Midori possesses an exceptional gift for rhetorical expression and soaring melodic lines, and her violin tone is rich and full, never forced, even when she bears down hard. On October 27th at the Folly Theater she and her pianist, Özgür Aydin, were best in Shostakovich’s Sonata, Op. 134, where their inner musical personalities meshed beautifully to convey the composer’s dark vision of pain under Soviet rule. They conveyed with equal aplomb the desperate somberness of the outer movements and the frenetic rat-tat-tat of the central Allegretto, and they seemed ideally attuned to each other throughout. (Granted, this is one of the composer’s more tortured works, and is never an easy listen.)
But on the whole this Harriman-Jewell Series recital, the violinist’s fourth appearance on the series, was a somewhat problematic affair. Mozart’s E-flat major Sonata, K. 380 was given so much tender loving care that it bordered on the precious. Schumann’s A-minor Sonata, Op 105 was approached with integrity of intent, but the piano part often lacked clarity and at times drowned the violin, especially when the latter was in its lower register. Schubert’s Fantasie in C major, D. 934 was given a sort of impressionistic soft-focus, and though this resulted in some beautiful sonorities there were again issues of balance, and at times the flavor was more that of Debussy than of Schubert.
KANSAS CITY SYMPHONY
The star of the Kansas City Symphony’s performances of Brahms’ German Requiem, which I attended on October 28th at the Kauffman Center, was the Symphony Chorus, which sang with warmth, depth of feeling and surprising crispness for such a large choir (some 150 voices). I was also quite taken with the rich, resonant voice of Christopher Feigum, who demonstrated a good sense of pathos and made his solo numbers almost operatic. At times I could have gone for more incisive attacks from the orchestra, especially in the magisterial “Denn alles Fleisch” movement. Layla Claire sang her “Ihr habt nun Traurigkeit” with conviction but I wished for a bit more of a bel canto line. Michael Stern conducted with sweep and solemnity. It was the first time we’d heard a large-scale work for chorus and orchestra in the new Helzberg Hall, and one was aware more than anything just how high the choir loft is placed: It’s as if choral and orchestral sound are coming from very different places.

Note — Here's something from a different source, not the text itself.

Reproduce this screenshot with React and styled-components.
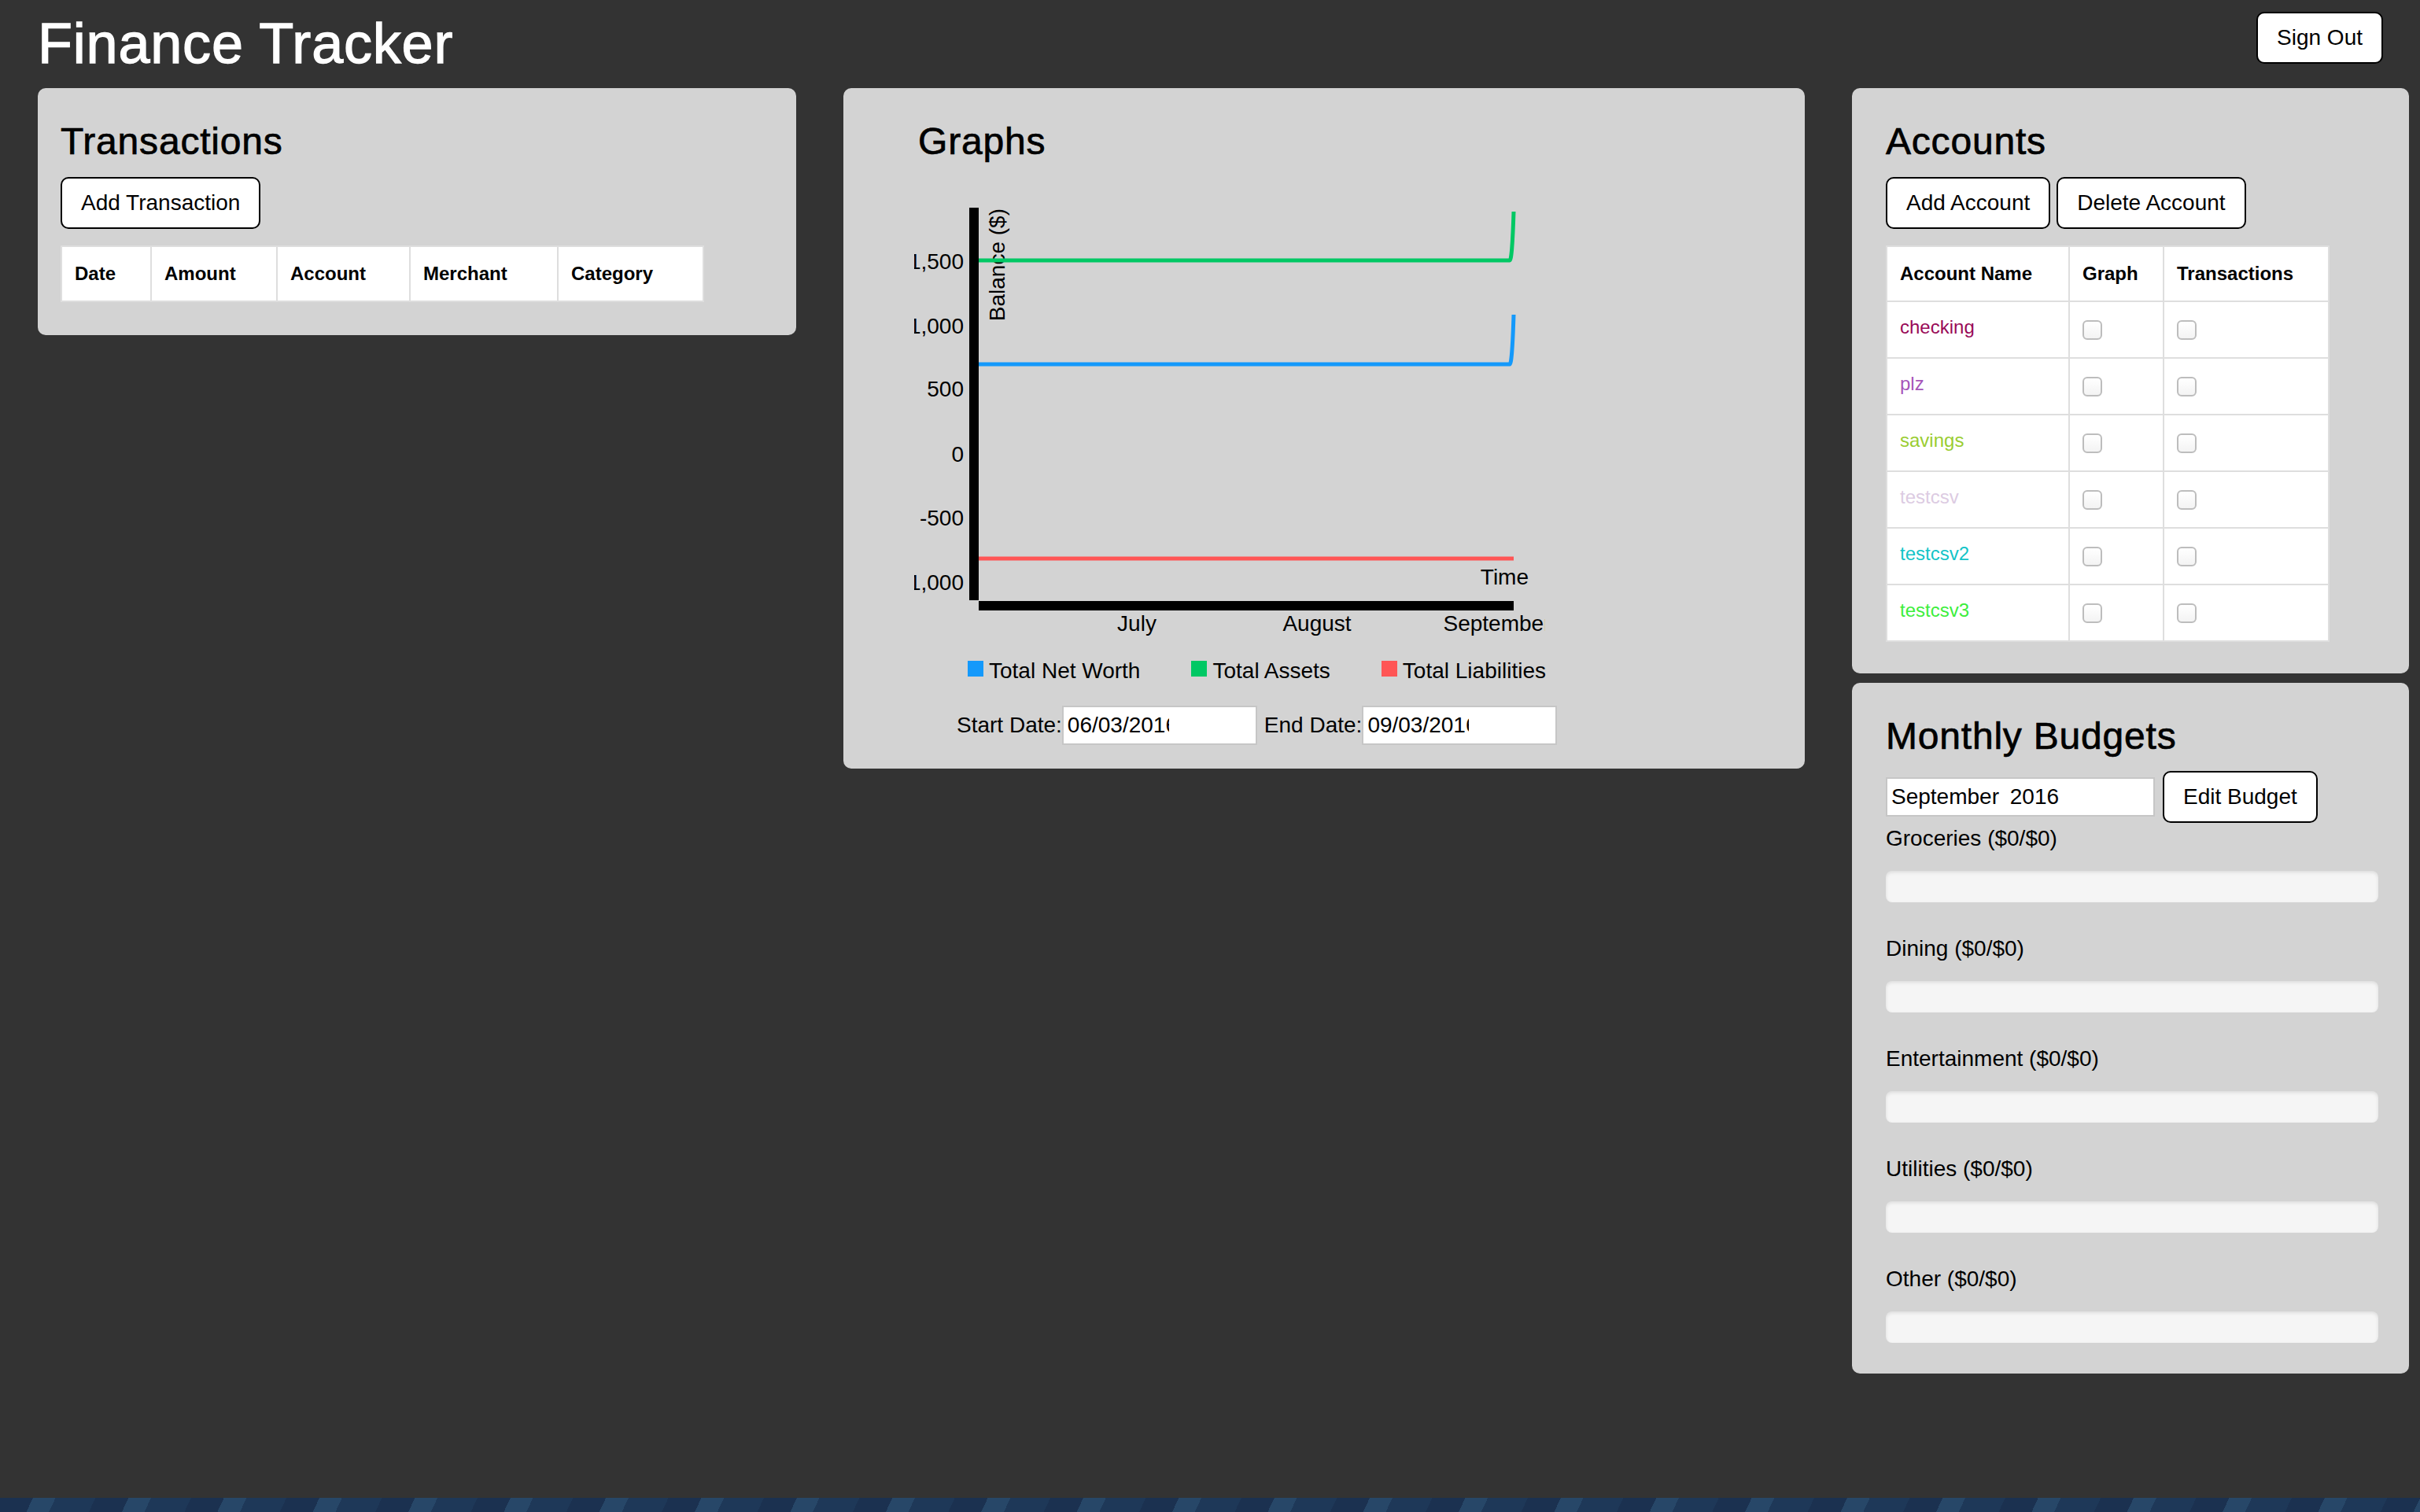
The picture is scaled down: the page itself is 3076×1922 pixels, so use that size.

The concert had opened with Beethoven’s brief Eligischer Gesang, in which the reduced orchestra was virtually drowned out by the oversized chorus. Then Charles Bruffy, who prepares the Symphony Chorus, took to the podium to conduct the a cappellaThis Moment by Mark Hayes, a haunting, low-key piece that had already formed part of the Opening Night Concert in Helzberg Hall. With Stern back on the podium we were served Messiaen’s early work Les offrandes oubliées, whose brilliant colors and lush textures were beautifully displayed by the Helzberg acoustics. The final “The Eucarist,” was so delicately quiet that one was aware of another characteristic of the Helzberg Hall acoustic: You can hear every single cough, cell phone, paper-rustle or even throat-clearing with dazzling clarity.
Yasmina Reza’s God of Carnage is like an 85-minute downhill train ride to hell. This coproduction of the Unicorn Theatre with the KC Actors Theatre is an engaging and funny tour de force and a brilliant vehicle for four of Kansas City’s most beloved actors. “Michael, this is going to end badly,” says Veronica Novak (Cinnamon Schultz) to her husband (Brian Paulette) at one point, and we know she’s talking not just about the situation at hand but the play itself. The situation: Two couples gather in a fashionable New York living room (the scenic design by Jordan Jonata is perfect, complete with oh-so white tulips and ostentatiously “modern” paintings) to discuss a fight their 11-year-old sons have had, in which one has knocked out two teeth of the other with a stick. What begins as a civil, adult discussion descends into barely controlled chaos. Alan Raleigh (John Rensenhouse) is a hoity-toity lawyer who flails about the room talking incessantly on his cell phone, driving everyone else nuts. His wife, Annette (Melinda McCrary) ultimately admits that this behavior has poisoned their marriage, and things just keep getting worse and worse. All four players were stalwart, with McCrary the standout, as her droll, snooty character gradually descends into the maelstrom. Mark Robbins’ direction is full of stealth: Reza’s play is like time bomb ticking, and after a couple of hilarious surprises along the way, we expect some gigantic explosion at the end. Oddly, it doesn’t come. Instead the action just sort of peters out – making us wonder whether we have really traveled anywhere at all. Perhaps that’s the point, really.